WRITTEN PROBLEM: Beginning with the first line of the data below, reproduce every line unchanged, ending with the line that holds "const S = 2;".
——
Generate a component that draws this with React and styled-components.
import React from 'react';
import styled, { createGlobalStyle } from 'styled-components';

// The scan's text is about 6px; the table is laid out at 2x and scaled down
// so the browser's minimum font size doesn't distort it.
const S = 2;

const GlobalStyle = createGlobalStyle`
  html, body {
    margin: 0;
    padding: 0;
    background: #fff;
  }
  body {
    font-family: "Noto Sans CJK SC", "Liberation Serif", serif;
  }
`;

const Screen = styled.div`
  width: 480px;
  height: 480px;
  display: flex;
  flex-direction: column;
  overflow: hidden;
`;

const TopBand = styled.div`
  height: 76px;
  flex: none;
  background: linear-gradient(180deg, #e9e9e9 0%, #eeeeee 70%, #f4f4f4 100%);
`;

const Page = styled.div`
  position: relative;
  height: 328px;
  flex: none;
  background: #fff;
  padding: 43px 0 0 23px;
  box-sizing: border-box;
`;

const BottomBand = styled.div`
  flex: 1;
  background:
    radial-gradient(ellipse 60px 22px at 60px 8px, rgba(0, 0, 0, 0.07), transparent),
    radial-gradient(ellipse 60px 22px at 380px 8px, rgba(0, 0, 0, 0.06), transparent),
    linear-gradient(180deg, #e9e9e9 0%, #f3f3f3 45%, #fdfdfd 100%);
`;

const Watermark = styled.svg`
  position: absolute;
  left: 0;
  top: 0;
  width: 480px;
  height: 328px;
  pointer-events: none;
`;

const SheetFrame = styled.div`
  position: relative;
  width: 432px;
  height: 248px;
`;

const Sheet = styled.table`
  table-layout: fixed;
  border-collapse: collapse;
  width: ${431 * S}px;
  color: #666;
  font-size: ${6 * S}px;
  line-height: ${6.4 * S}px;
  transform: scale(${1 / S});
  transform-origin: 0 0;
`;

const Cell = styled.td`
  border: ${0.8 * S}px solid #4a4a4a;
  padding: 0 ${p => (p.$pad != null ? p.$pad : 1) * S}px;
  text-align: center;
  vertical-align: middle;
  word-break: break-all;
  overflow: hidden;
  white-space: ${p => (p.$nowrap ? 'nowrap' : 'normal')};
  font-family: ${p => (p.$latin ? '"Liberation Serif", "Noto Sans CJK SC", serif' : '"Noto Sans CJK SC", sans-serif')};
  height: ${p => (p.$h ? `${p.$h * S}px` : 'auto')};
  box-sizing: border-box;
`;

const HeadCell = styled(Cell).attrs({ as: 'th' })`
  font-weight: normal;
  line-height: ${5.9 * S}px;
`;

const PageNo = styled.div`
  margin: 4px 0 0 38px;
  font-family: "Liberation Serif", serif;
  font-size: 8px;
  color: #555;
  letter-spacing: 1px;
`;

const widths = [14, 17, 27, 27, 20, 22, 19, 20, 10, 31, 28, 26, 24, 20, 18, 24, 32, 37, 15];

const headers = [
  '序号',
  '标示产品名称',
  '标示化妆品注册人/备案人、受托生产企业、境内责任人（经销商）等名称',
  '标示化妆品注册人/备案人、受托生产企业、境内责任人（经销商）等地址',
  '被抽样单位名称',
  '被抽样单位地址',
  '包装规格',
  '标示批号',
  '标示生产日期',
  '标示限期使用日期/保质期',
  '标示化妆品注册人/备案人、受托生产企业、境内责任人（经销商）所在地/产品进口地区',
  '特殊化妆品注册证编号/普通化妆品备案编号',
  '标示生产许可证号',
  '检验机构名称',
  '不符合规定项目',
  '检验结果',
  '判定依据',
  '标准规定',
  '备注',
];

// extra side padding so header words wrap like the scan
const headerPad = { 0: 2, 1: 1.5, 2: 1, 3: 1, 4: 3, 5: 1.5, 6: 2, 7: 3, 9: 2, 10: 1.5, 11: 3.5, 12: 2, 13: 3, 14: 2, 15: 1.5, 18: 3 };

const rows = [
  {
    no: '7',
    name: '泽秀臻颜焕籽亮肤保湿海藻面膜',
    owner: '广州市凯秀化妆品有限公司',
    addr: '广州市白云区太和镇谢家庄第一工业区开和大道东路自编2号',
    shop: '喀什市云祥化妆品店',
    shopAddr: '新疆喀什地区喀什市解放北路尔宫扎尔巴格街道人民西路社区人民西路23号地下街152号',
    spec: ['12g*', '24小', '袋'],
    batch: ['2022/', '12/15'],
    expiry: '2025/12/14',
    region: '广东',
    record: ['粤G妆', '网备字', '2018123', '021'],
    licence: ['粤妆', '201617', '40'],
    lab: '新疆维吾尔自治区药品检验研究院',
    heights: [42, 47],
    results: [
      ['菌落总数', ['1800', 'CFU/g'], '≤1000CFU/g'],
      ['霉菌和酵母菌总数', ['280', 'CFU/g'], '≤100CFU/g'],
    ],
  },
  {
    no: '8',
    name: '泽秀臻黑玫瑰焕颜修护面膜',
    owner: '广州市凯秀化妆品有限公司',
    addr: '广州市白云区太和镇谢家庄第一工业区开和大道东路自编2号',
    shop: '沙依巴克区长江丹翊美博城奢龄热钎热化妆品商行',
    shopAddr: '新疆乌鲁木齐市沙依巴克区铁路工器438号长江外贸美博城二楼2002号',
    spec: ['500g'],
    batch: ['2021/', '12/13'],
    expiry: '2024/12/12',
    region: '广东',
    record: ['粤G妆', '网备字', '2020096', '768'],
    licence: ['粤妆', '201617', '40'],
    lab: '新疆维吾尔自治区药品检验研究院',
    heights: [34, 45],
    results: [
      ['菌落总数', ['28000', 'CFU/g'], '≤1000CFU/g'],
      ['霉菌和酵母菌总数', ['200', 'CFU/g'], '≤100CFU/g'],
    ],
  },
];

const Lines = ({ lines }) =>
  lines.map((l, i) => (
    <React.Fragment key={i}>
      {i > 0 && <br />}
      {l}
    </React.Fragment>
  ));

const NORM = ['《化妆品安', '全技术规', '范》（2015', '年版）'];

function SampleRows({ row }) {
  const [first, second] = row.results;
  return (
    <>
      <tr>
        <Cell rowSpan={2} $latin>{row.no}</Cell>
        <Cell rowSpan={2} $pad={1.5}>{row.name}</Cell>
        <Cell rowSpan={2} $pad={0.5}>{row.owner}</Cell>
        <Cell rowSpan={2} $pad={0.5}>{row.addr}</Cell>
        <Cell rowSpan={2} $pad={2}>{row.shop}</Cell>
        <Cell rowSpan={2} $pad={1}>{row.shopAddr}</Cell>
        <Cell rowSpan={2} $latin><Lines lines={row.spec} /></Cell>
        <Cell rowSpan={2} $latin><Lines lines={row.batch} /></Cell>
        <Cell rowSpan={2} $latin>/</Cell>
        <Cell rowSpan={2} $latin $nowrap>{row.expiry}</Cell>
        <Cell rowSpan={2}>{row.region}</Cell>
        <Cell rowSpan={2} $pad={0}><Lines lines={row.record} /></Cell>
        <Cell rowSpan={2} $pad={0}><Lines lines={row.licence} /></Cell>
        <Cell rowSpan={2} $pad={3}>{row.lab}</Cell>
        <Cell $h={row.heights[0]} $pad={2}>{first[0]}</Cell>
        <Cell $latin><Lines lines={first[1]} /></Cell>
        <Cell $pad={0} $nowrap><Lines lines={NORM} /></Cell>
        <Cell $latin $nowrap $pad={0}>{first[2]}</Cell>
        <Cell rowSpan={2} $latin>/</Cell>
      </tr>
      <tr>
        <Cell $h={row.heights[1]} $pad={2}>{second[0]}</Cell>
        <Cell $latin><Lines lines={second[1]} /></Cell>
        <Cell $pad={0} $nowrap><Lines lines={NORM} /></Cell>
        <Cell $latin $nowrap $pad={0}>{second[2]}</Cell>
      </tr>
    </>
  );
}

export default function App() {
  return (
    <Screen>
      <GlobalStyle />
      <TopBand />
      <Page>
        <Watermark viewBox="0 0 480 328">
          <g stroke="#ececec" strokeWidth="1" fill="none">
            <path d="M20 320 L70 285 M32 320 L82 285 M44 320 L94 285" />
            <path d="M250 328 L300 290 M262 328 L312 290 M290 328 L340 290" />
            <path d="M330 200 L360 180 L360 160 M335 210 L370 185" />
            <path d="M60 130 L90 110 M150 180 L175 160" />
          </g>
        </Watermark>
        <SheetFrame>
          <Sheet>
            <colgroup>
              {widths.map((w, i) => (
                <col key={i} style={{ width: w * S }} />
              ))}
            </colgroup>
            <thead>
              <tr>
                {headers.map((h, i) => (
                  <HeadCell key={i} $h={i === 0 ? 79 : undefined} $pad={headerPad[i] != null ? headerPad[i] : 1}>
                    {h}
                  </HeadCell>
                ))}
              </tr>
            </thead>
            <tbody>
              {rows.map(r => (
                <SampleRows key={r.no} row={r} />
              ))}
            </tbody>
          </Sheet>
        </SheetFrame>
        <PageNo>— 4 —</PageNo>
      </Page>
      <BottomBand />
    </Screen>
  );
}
——
FINISHED EXERCISE:
Generate a component that draws this with React and styled-components.
import React from 'react';
import styled, { createGlobalStyle } from 'styled-components';

// The scan's text is about 6px; the table is laid out at 2x and scaled down
// so the browser's minimum font size doesn't distort it.
const S = 2;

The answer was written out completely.